In response to that and other recent outrageous infringements of real representative democracy, a group called Let Freedom Ring is pushing all 435 members of Congress and 100 senators to sign a pledge against such shenanigans on any health care reform bill Congress considers.

All 535 of them ought to do so.

The pledge, which can be found at www.pledgetoread.com, reads in part as follows: "I pledge to my constituents and the American people that I will not vote to enact any healthcare reform package that: 1) I have not read, personally, in its entirety; and 2) Has not been available, in its entirety, to the American people on the Internet for at least 72 hours, so that they can read it too."

No simpler requirement for good government could be imagined. When what is at stake is a revolutionary change in the entire organization of 17 percent of the economy - not to mention the delivery of services that could mean the difference between life and death for millions of Americans each year - it is basic common sense to insist that our lawmakers know and understand what they are voting on - and that includes the fine print.

As it was put by Colin Hanna, president of Let Freedom Ring, "there is no rational reason for not signing the pledge."

Unfortunately, Mrs. Pelosi and Senate Majority Leader Harry Reid say they can't be bothered with such essentials.

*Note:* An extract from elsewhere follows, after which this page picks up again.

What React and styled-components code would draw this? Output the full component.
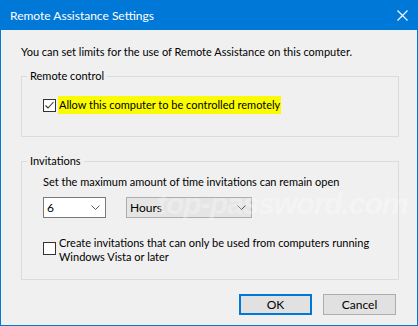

On June 25, both declined to promise to give the public a week to review any major health care reform. Mrs. Pelosi did not even respond to a question posed at a press briefing by Cybercast News Service about whether the Congressional Budget Office would have time to "score" the bill's final price tag.

Such an attitude represents the height -- or, rather, the depth -- of irresponsibility.

It is an axiom in criminal court that "ignorance of the law is no excuse." There certainly is no excuse for lawmakers to be ignorant of the laws they would force on the rest of us. That sounds almost criminal to us.